= Jānis Kalniņš (composer) =

Latvian Canadian composer and conductor

Jānis Kalniņš (3 November 1904 in Pärnu - 30 November 2000 in Fredericton) was a Latvian Canadian composer and conductor.

==Latvia==
Jānis Kalniņš was the son of composer Alfrēds Kalniņš. He was a student first of Jāzeps Vītols at the Latvian Academy of Music, then of Erich Kleiber, Hermann Abendroth and Leo Blech. His two major operas were Hamlets (1936) and Ugunī (1937).
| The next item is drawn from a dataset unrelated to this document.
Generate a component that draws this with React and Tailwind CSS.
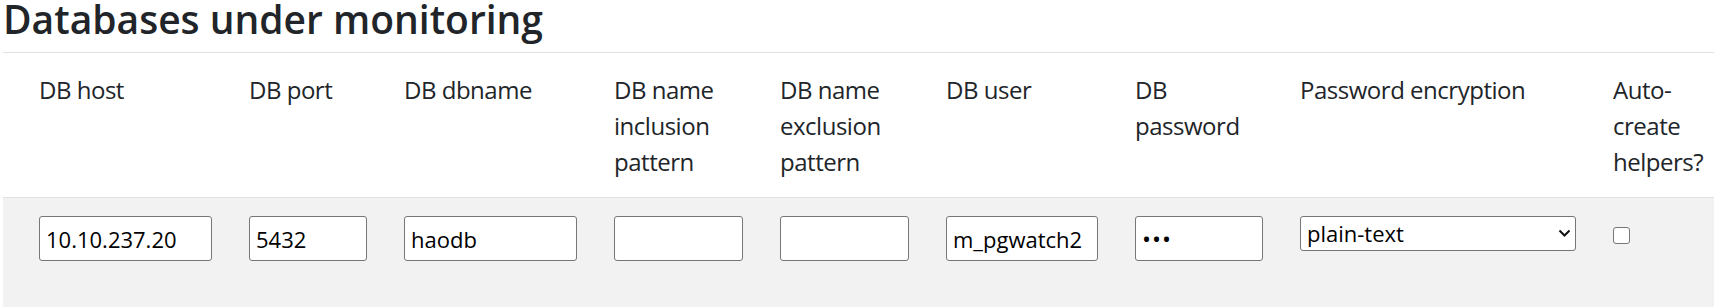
import { useState } from "react";

const cols =
  "grid grid-cols-[173px_118px_173px_129px_129px_152px_128px_276px_101px] gap-x-[37px] pl-[36px]";

const inputCls =
  "h-[45px] w-full rounded-[3px] border border-[#767676] bg-white px-[6px] text-[22px] text-black outline-none";

export default function App() {
  const [autoCreate, setAutoCreate] = useState(false);

  return (
    <div className="h-[307px] w-full overflow-hidden bg-white font-['Open_Sans','Noto_Sans',sans-serif] text-[#212529]">
      <div className="flex h-full flex-col pl-[3px]">
        {/* Title */}
        <h2 className="h-[52px] pt-[1px] text-[39px] leading-[36px] font-semibold">
          Databases under monitoring
        </h2>

        {/* Column headers */}
        <div className={`${cols} border-t border-[#dee2e6] pt-[19px] pb-[17px] text-[24px] leading-[36px] tracking-[-0.02em]`}>
          <div>DB host</div>
          <div>DB port</div>
          <div>DB dbname</div>
          <div>DB name inclusion pattern</div>
          <div>DB name exclusion pattern</div>
          <div>DB user</div>
          <div>DB password</div>
          <div>Password encryption</div>
          <div>Auto-create helpers?</div>
        </div>

        {/* Row */}
        <div className={`${cols} flex-1 items-start border-t border-[#dee2e6] bg-[#f2f2f2] pt-[18px]`}>
          <input className={inputCls} defaultValue="10.10.237.20" />
          <input className={inputCls} defaultValue="5432" />
          <input className={inputCls} defaultValue="haodb" />
          <input className={inputCls} defaultValue="" />
          <input className={inputCls} defaultValue="" />
          <input className={inputCls} defaultValue="m_pgwatch2" />
          <input className={`${inputCls} tracking-[1px] text-[24px]`} type="password" defaultValue="pgw" />
          <div className="relative">
            <select
              className="h-[35px] w-full appearance-none rounded-[3px] border border-[#767676] bg-white pl-[6px] pr-[24px] text-[22px] leading-[33px] text-black outline-none"
              defaultValue="plain-text"
            >
              <option>plain-text</option>
              <option>aes-gcm-256</option>
            </select>
            <svg
              className="pointer-events-none absolute right-[5px] top-[13px]"
              width="13"
              height="8"
              viewBox="0 0 13 8"
              fill="none"
            >
              <polyline points="1.5,1.5 6.5,6.5 11.5,1.5" stroke="#111" strokeWidth="2" />
            </svg>
          </div>
          <label className="mt-[10px] block h-[17px] w-[17px]">
            <input
              type="checkbox"
              checked={autoCreate}
              onChange={(e) => setAutoCreate(e.target.checked)}
              className="h-[17px] w-[17px] appearance-none rounded-[3px] border border-[#767676] bg-white checked:bg-[#0075ff]"
            />
          </label>
        </div>
      </div>
    </div>
  );
}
He was chief conductor of the Latvian National Opera 1933–1944.

==Canada==
Kalniņš emigrated to Canada in 1948, taking a position as an organist in Fredericton, where he worked until retirement in 1991. He was awarded the Order of Vasa by the King of Sweden and the Order of the Three Stars by the State of Latvia, and received a New Brunswick Award for Excellence in the Arts in 1984, among others. Kalnins died in Fredericton in 2000.

==Works==
- Lolita's Wonder Bird folktale opera (1935)
- Hamlets (Hamlet) Opera (1936)
- New Brunswick Rhapsody (1967)
- New Brunswick Song Cycle (1984)
- Requiem (1991)

==Selected recordings==
- Symphony Orchestra of the National Latvian Opera. Ave Sol BAF 9611, 1996.
- "Potter's Field" - choral symphony on Biblical texts in Latvian. Jānis Sproģis (Tenor) with the Latvian National Symphony Orchestra, conductor Andrejs Jansons (also Alfrēds Kalniņš "The Sea" cantata Latvian National Opera Orchestra) Latvian Concert 2004
- Hamlet. Opera studio "Figaro" of Jāzeps Vītols Latvian Academy of Music. Performance in the Castle ruins of Bauska on 16 July 2004.